- Born: 5 July 1941 Melaka, Straits Settlements (present-day Malaysia)
- Died: 29 October 2020 (aged 79) Kuala Lumpur, Malaysia
- Occupations: Poet, writer
- Notable work: Sajak-Sajak Salleh – Poems Sacred and Profane, The Amok of Mat Solo

= Salleh Ben Joned =

Salleh Ben Joned (5 July 1941 - 29 October 2020) was a Malaysian poet, whom some have called the "bad boy of Malaysian literature".

== Early life ==
Salleh was born in Melaka on 5 July 1941, where he later attended the Malacca High School. He received a Colombo Plan scholarship in 1963 to study English literature in Australia, where he studied first in Adelaide, then at the University of Tasmania where he was a student of James McAuley.

== Career ==
After returning to Malaysia in 1973, Salleh taught English literature at the University of Malaya, before becoming a freelance writer in 1983. He was also a columnist for the New Straits Times in the 1980s and 1990s. His works include Sajak-Sajak Salleh – Poems Sacred and Profane and The Amok of Mat Solo.

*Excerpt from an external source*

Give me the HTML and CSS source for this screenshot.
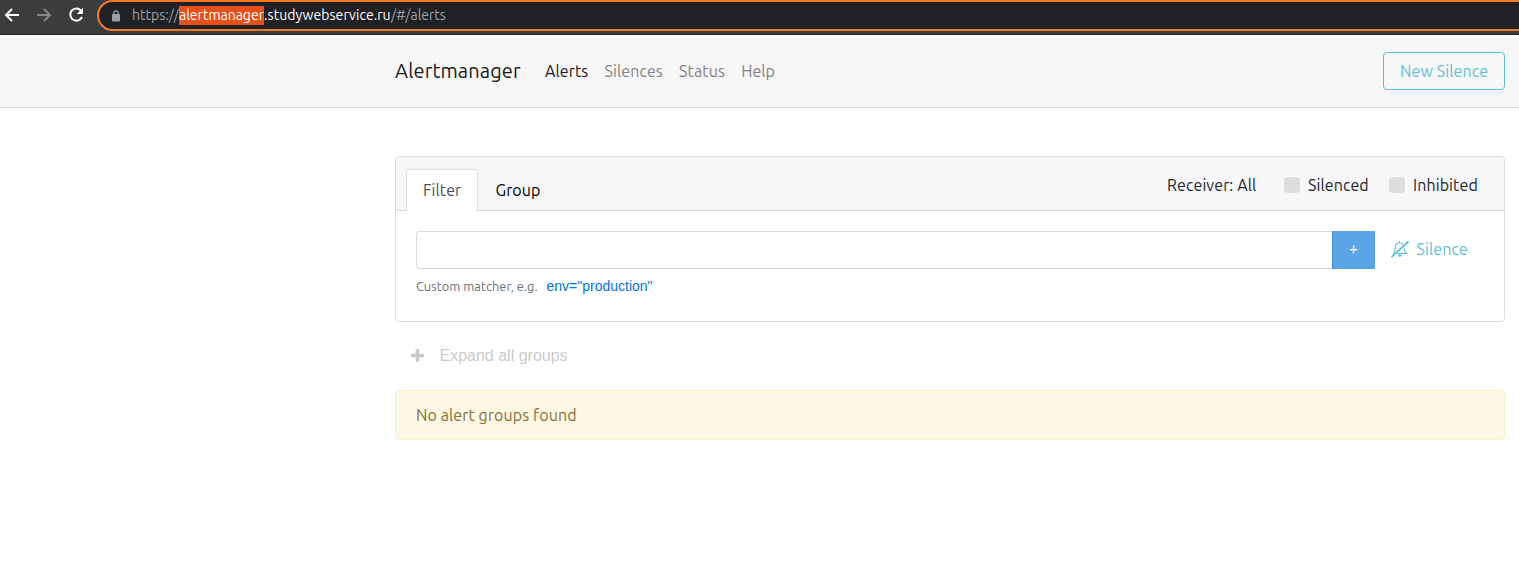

His work often employed apparent profanity and blasphemy to criticise contemporary political and religious ideologies in Malaysia; in 1974 he publicly urinated at an art exhibition in response to what he saw as its pretentiousness. An essay written by Salleh explaining his rationale for this 'performance art' was later included in texts on art history.

== Death ==
Salleh died at the age of 79 from heart failure at 1:21 am on 29 October 2020 at the University Malaya Medical Centre.